The Elon University junior will participate in the Television Academy Foundation program, fondly dubbed the “Emmy’s internship,” this summer.
Jordan Young ’22 recently received a voice message from the Television Academy. And while the message delivered good news, Young said she still called back to confirm. Hours later, she knew for certain that she had been accepted into the Television Academy’s “Star Trek” Command Training Program, a highly prestigious internship with a less than 2 percent acceptance rate. As an intern, Young will work on different aspects of production related to the “Star Trek” franchise.
“I was super excited, I was super ecstatic. I called my parents,” the cinema and television arts BFA major and Honors Fellow said. “I was over the moon about it.”
CBS Studios and the Television Academy Foundation partnered to offer the “Star Trek” internships and fellowships as part of the foundation’s education initiatives. Open to undergraduate and graduate students across the country, the “Star Trek” Command Training Program champions the core values of inclusion, access and opportunity.
The internship provides paid remote opportunities on a “Star Trek” series and student participants receive a 360-degree immersion in the production process of the “Star Trek” Universe. Selected interns will be actively engaged in writers’ rooms, wardrobe design, on-set production, animation and post-production on Los Angeles-based programs.
As a “Star Trek” and science fiction fan, Young said she is excited to learn more about the specific genre “Star Trek” falls into, as well as how diversity and inclusion factors into the franchise.
“I want to learn more about diversity and representation in Hollywood, and how that works within ‘Star Trek’ specifically, but I think it can probably be applied, broader, just to the general television industry as well,” Young said.
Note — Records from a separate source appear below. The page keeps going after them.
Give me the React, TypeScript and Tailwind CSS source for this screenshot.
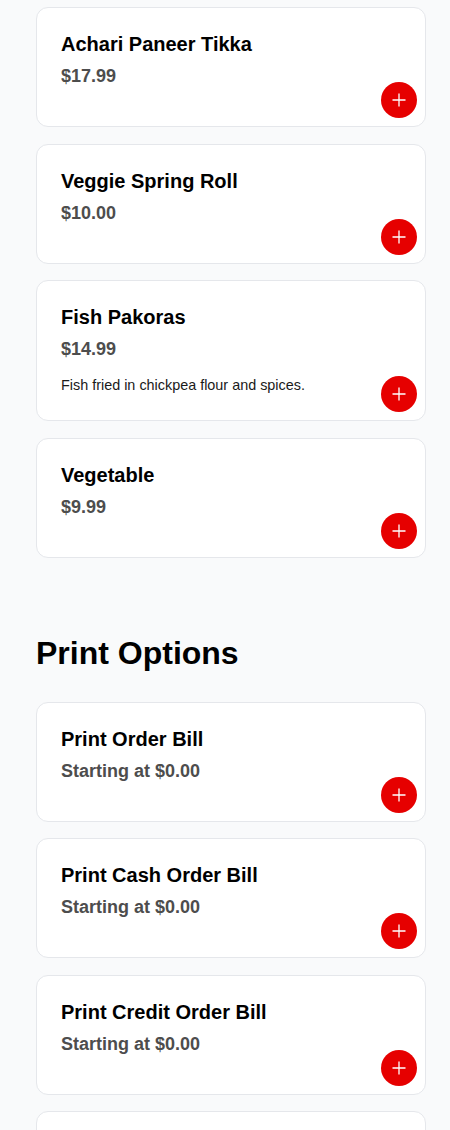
import React from 'react';

type Item = { name: string; price: string; description?: string };

const appetizers: Item[] = [
  { name: 'Achari Paneer Tikka', price: '$17.99' },
  { name: 'Veggie Spring Roll', price: '$10.00' },
  { name: 'Fish Pakoras', price: '$14.99', description: 'Fish fried in chickpea flour and spices.' },
  { name: 'Vegetable', price: '$9.99' },
];

const printOptions: Item[] = [
  { name: 'Print Order Bill', price: 'Starting at $0.00' },
  { name: 'Print Cash Order Bill', price: 'Starting at $0.00' },
  { name: 'Print Credit Order Bill', price: 'Starting at $0.00' },
  { name: 'Print Receipt', price: 'Starting at $0.00' },
];

const AddButton = () => (
  <button
    type="button"
    aria-label="Add"
    className="absolute right-2 bottom-2 flex h-9 w-9 items-center justify-center rounded-full bg-[#e60000]"
  >
    <svg width="14" height="14" viewBox="0 0 14 14" fill="none" stroke="white" strokeWidth="1.3">
      <path d="M7 0.5v13M0.5 7h13" />
    </svg>
  </button>
);

const MenuCard = ({ item }: { item: Item }) => (
  <div className="relative min-h-[120px] rounded-xl border border-[#e5e7eb] bg-white px-6 pt-6 pb-6">
    <h3 className="text-[20px] leading-[24px] font-bold text-black">{item.name}</h3>
    <p className="mt-2 text-[18px] leading-[24px] font-bold text-[#4d4d4d]">{item.price}</p>
    {item.description && (
      <p className="mt-[14px] text-[14.4px] leading-[21px] text-[#1a1a1a]">{item.description}</p>
    )}
    <AddButton />
  </div>
);

export default function App() {
  return (
    <div
      className="min-h-[1130px] bg-[#f9fafb] pt-[7px] pr-6 pl-9"
      style={{ fontFamily: '"Liberation Sans", Arial, sans-serif' }}
    >
      <div className="flex flex-col gap-[16.5px]">
        {appetizers.map((it) => (
          <MenuCard key={it.name} item={it} />
        ))}
      </div>

      <h2 className="mt-[76px] mb-[30px] text-[32px] leading-[38px] font-bold text-black">Print Options</h2>

      <div className="flex flex-col gap-[16.5px]">
        {printOptions.map((it) => (
          <MenuCard key={it.name} item={it} />
        ))}
      </div>
    </div>
  );
}
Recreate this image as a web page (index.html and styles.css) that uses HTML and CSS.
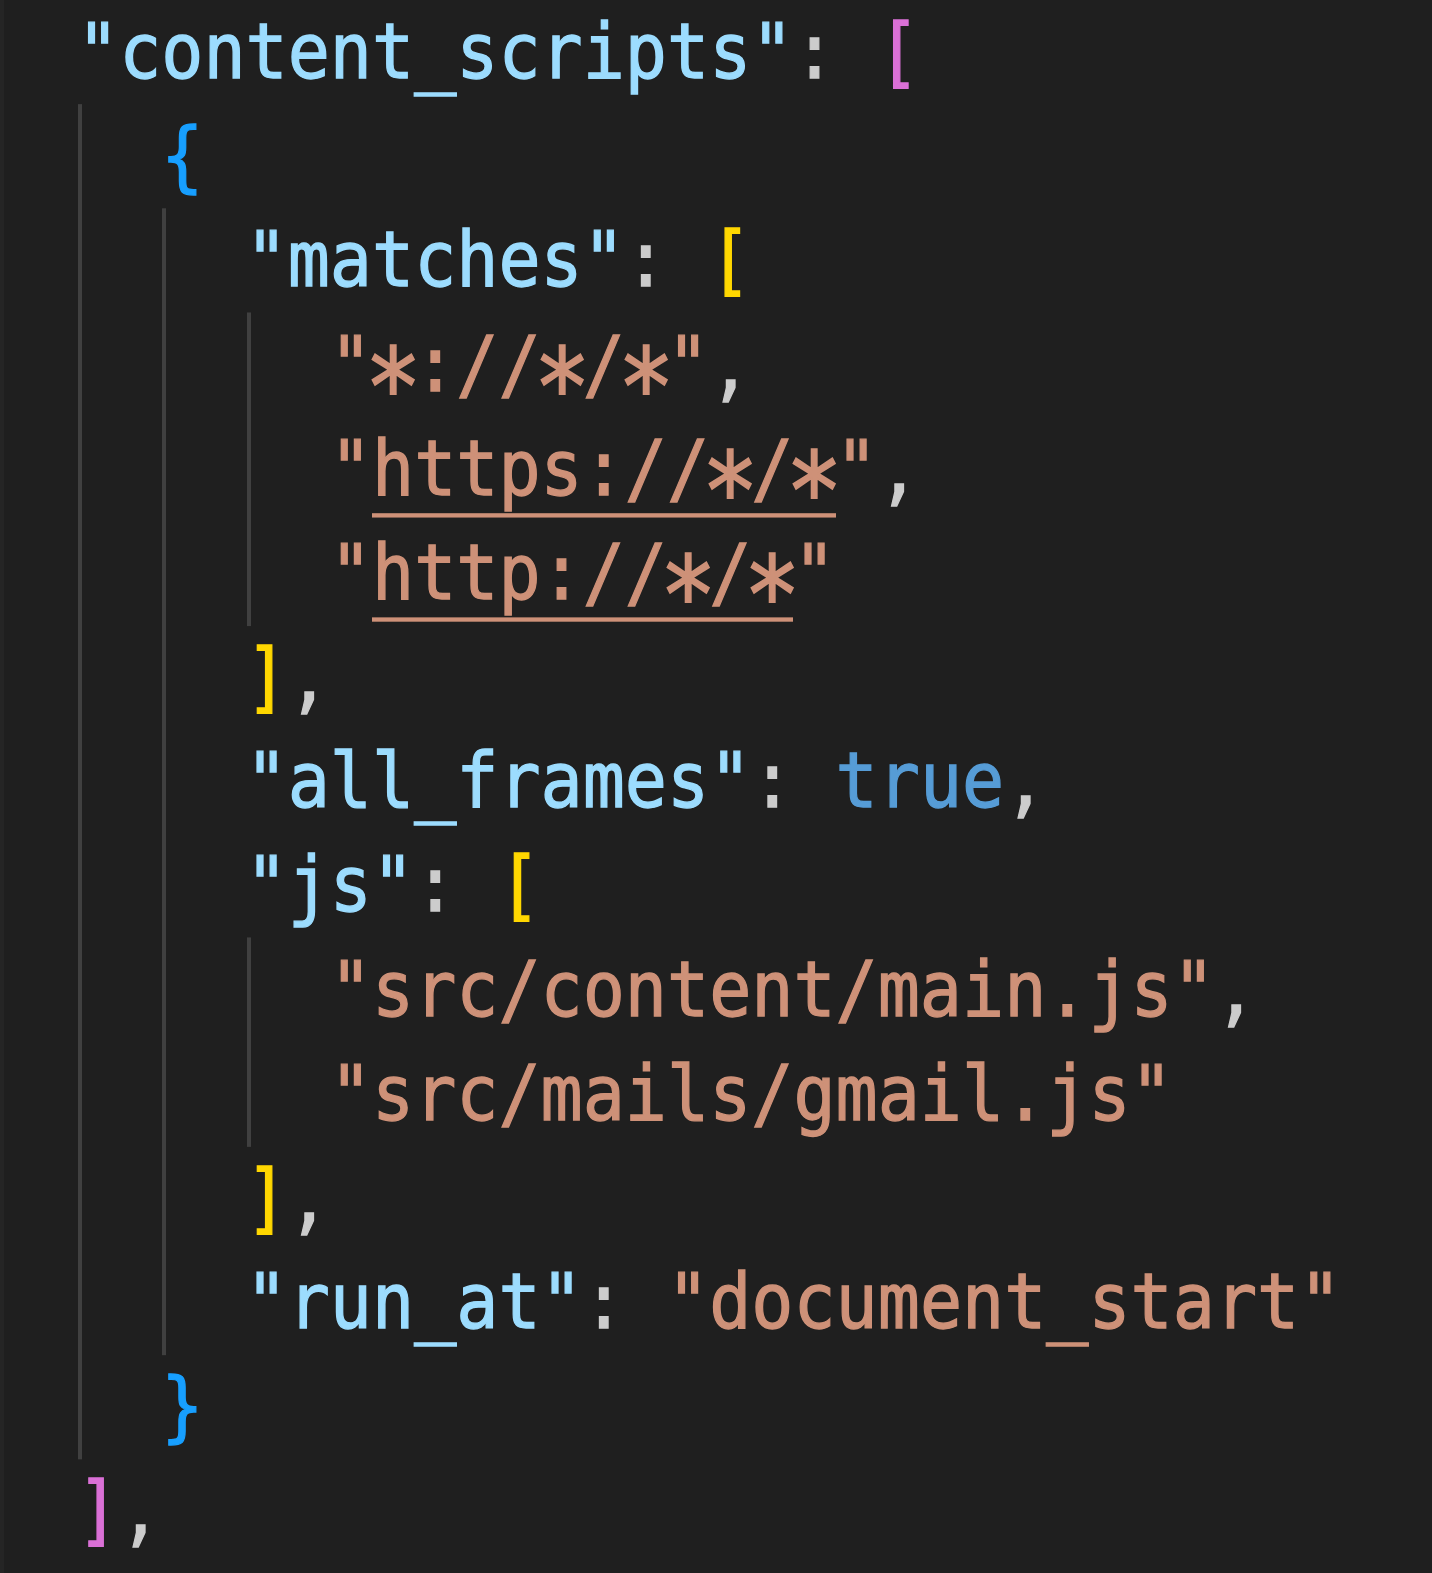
FILE: index.html
```html
<!DOCTYPE html>
<html>
<head>
<meta charset="utf-8">
<link rel="stylesheet" href="styles.css">
</head>
<body>
<div class="editor">
  <div class="code">
    <div class="ln"><span class="k">"content_scripts"</span><span class="p">: </span><span class="b2">[</span></div>
    <div class="ln"><span class="g"></span><span class="b3">{</span></div>
    <div class="ln"><span class="g"></span><span class="g"></span><span class="k">"matches"</span><span class="p">: </span><span class="b1">[</span></div>
    <div class="ln"><span class="g"></span><span class="g"></span><span class="g"></span><span class="s">"<span class="a">*</span>://<span class="a">*</span>/<span class="a">*</span>"</span><span class="p">,</span></div>
    <div class="ln"><span class="g"></span><span class="g"></span><span class="g"></span><span class="s">"<span class="u">https://<span class="a">*</span>/<span class="a">*</span></span>"</span><span class="p">,</span></div>
    <div class="ln"><span class="g"></span><span class="g"></span><span class="g"></span><span class="s">"<span class="u">http://<span class="a">*</span>/<span class="a">*</span></span>"</span></div>
    <div class="ln"><span class="g"></span><span class="g"></span><span class="b1">]</span><span class="p">,</span></div>
    <div class="ln"><span class="g"></span><span class="g"></span><span class="k">"all_frames"</span><span class="p">: </span><span class="c">true</span><span class="p">,</span></div>
    <div class="ln"><span class="g"></span><span class="g"></span><span class="k">"js"</span><span class="p">: </span><span class="b1">[</span></div>
    <div class="ln"><span class="g"></span><span class="g"></span><span class="g"></span><span class="s">"src/content/main.js"</span><span class="p">,</span></div>
    <div class="ln"><span class="g"></span><span class="g"></span><span class="g"></span><span class="s">"src/mails/gmail.js"</span></div>
    <div class="ln"><span class="g"></span><span class="g"></span><span class="b1">]</span><span class="p">,</span></div>
    <div class="ln"><span class="g"></span><span class="g"></span><span class="k">"run_at"</span><span class="p">: </span><span class="s">"document_start"</span></div>
    <div class="ln"><span class="g"></span><span class="b3">}</span></div>
    <div class="ln"><span class="b2">]</span><span class="p">,</span></div>
  </div>
</div>
</body>
</html>
```
FILE: styles.css
```css
html, body {
  margin: 0;
  padding: 0;
  background: #1f1f1f;
}
.editor {
  box-sizing: border-box;
  width: 1432px;
  height: 1573px;
  background: #1f1f1f;
  border-left: 4px solid #252525;
  overflow: hidden;
}
.code {
  padding-left: 73px;
  font-family: "DejaVu Sans Mono", monospace;
  font-size: 70px;
  line-height: 96px;
  color: #cccccc;
  -webkit-text-stroke: 1.2px currentColor;
  transform: scaleY(1.085);
  transform-origin: 0 0;
}
.ln {
  white-space: pre;
  height: 96px;
}
.g {
  display: inline-block;
  width: 2ch;
  height: 97px;
  vertical-align: top;
  background: linear-gradient(#404040, #404040) no-repeat 1px 0 / 4px 100%;
}
.k { color: #9cdcfe; }
.s { color: #ce9178; }
.c { color: #569cd6; }
.p { color: #cccccc; }
.b1 { color: #ffd700; }
.b2 { color: #da70d6; }
.b3 { color: #179fff; }
.a {
  display: inline-block;
  width: 1ch;
  line-height: 40px;
  transform: translateY(22px) scale(1.35, 1.4);
}
.u {
  border-bottom: 4px solid #ce9178;
}
```
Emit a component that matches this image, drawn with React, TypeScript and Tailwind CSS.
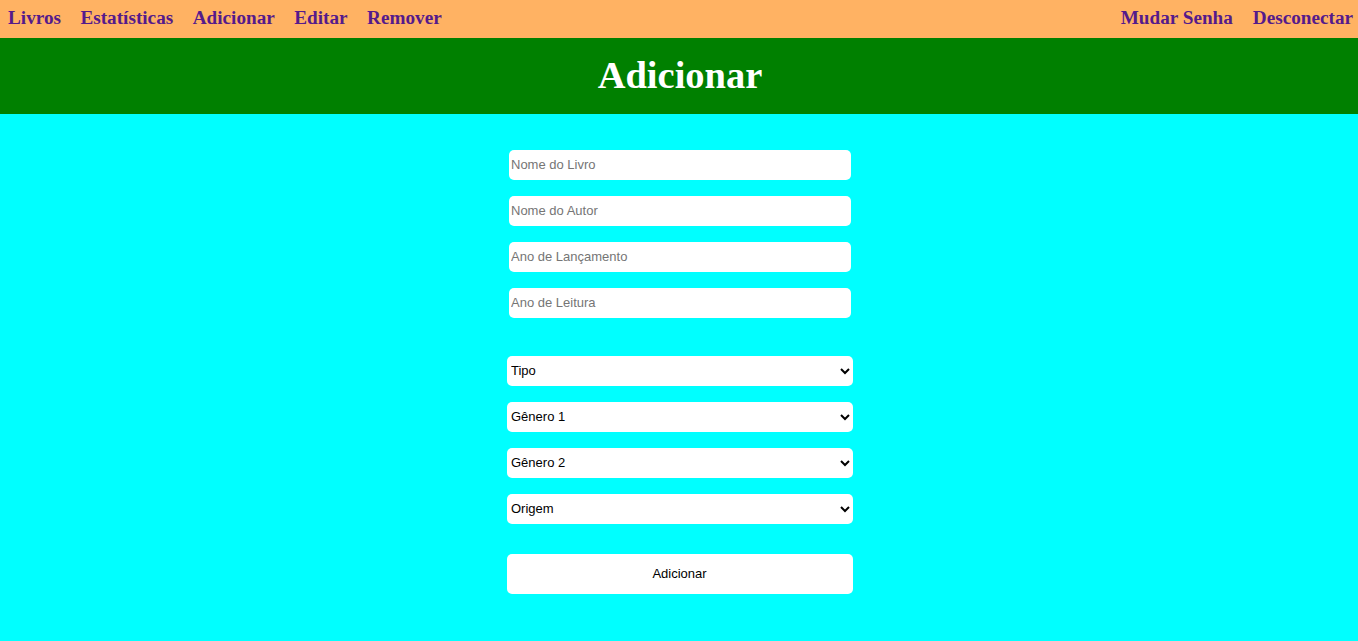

Associate Professor Rachel Raimist, who serves as the academic director of the Elon in Los Angeles program, mentored Young and first mentioned the program during her Winter Term course, “The Push for Diversity, Equity and Inclusion in Hollywood.” The program is fondly dubbed the “Emmy’s internship” because, when the internship is held face-to-face, the students often hold an Emmy on their first day, Raimist explained.
Raimist has mentored previous interns before, and she said she is excited for Young to gain insight into the craft and industry through the experience.
“I believe that in addition to her passion and talent for this area of industry, Jordan works incredibly hard – but the entertainment industry is notoriously challenging to break into,” Raimist said. “This internship will expose her to professionals who would likely be people who would give her her first industry job or refer her to others – which is how much of hiring in Hollywood happens.”
Associate Professor Doug Kass, who serves as Young’s academic adviser, said he was not surprised when she expressed interest in the “Star Trek” program. As a student in his screenwriting class, Young’s work veered toward the supernatural, science fiction and surreal. Kass said internships are what students make of them, and he said he had no doubt Young’s experience with the program would be valuable.
“She is going to get everything she possibly can from this opportunity and, at the end of it, she’s going to have a great first-hand experience in the business, and some very valuable contacts who will be impressed by her talent and what she brings to the table,” Kass said.
As part of the program, interns will also receive weekly online evening professional development, including panels with television industry leaders, customized seminars on building a brand and navigating the job market ahead, and access to foundation alumni.